What is required
In the material below, find every line with "components" and pull it out.

Data lines
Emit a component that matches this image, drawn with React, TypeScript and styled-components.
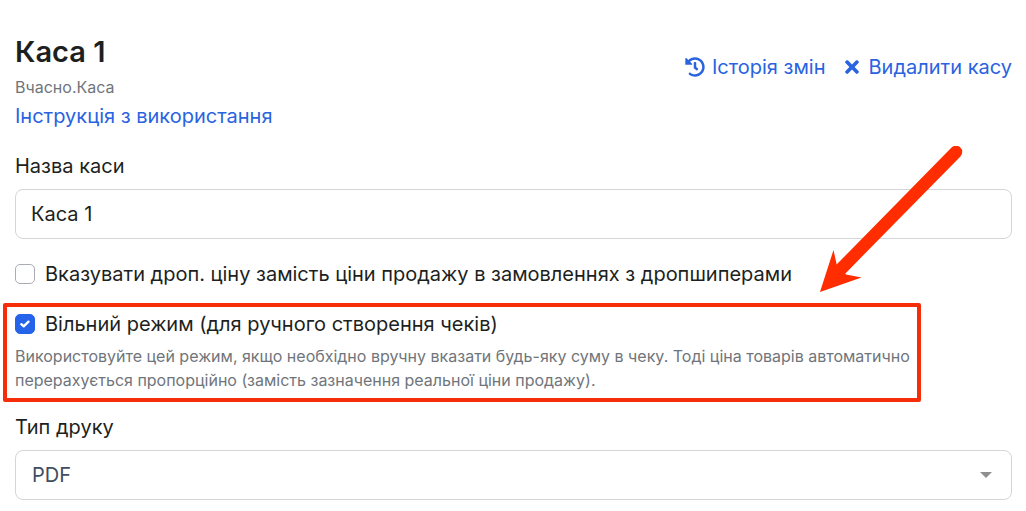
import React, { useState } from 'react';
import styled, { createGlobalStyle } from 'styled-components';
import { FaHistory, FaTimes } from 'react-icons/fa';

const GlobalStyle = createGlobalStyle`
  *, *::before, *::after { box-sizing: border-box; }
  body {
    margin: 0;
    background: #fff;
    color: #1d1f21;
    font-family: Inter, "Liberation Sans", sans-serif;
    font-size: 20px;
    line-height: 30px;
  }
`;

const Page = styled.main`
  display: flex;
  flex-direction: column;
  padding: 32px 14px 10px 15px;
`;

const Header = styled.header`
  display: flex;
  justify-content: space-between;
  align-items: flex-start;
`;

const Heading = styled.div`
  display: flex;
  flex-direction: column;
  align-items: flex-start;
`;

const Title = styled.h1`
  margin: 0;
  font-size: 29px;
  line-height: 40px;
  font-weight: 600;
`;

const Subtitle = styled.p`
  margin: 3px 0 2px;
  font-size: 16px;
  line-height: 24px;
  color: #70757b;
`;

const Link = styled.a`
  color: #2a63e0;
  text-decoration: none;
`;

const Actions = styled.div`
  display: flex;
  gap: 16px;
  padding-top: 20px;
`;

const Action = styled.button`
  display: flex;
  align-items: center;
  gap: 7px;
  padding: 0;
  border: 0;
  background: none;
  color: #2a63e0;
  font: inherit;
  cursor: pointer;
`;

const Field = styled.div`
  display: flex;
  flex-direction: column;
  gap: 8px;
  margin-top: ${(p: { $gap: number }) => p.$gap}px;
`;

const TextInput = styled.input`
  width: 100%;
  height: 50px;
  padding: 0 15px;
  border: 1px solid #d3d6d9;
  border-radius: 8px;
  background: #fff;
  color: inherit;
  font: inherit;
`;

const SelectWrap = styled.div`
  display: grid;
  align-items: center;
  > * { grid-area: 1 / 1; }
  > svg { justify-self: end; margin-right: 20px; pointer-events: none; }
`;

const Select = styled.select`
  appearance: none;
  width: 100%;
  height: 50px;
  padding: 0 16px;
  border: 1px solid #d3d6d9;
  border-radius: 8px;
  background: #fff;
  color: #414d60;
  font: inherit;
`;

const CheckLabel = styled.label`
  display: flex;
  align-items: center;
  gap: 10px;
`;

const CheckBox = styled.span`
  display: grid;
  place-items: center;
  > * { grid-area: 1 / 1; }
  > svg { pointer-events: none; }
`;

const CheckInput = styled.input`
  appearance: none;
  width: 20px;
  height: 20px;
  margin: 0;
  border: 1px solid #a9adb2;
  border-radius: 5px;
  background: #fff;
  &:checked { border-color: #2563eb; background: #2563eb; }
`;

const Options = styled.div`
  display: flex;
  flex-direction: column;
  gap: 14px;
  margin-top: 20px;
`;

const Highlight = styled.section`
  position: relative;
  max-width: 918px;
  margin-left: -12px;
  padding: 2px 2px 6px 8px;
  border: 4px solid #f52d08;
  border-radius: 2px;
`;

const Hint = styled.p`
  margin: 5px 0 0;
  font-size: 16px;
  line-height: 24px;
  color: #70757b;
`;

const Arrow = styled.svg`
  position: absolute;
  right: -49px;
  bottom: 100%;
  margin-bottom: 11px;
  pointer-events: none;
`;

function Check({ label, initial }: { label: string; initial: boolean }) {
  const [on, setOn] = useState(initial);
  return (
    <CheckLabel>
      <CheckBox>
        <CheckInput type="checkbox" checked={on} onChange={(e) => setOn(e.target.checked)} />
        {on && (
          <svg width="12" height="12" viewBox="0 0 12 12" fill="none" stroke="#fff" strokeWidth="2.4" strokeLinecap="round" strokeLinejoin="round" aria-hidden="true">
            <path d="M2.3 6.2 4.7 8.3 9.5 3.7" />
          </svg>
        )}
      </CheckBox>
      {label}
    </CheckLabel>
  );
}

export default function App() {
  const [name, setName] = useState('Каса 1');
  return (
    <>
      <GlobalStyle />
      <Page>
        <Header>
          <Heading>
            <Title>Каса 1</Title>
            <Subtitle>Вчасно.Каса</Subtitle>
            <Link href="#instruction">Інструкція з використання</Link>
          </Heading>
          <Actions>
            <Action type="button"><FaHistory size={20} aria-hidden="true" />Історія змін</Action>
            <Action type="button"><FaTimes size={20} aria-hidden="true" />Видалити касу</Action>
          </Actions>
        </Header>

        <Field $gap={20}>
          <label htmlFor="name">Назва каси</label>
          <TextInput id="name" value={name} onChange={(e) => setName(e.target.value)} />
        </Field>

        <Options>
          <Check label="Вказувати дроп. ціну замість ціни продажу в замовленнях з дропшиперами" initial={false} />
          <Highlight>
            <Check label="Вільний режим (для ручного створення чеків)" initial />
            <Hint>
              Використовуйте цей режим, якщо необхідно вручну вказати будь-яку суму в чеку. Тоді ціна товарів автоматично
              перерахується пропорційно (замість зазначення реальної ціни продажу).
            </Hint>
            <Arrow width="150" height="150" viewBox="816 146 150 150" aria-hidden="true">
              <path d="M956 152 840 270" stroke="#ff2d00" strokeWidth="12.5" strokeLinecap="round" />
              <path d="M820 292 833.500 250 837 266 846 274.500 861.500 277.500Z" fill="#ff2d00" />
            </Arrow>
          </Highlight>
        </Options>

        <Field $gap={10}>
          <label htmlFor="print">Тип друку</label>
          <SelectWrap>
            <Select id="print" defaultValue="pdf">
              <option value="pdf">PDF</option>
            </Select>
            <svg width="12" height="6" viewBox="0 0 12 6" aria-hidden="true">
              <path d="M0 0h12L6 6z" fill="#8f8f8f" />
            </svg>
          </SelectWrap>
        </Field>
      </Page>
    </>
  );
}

Result of the task
Emit a component that matches this image, drawn with React, TypeScript and styled-components.
import styled, { createGlobalStyle } from 'styled-components';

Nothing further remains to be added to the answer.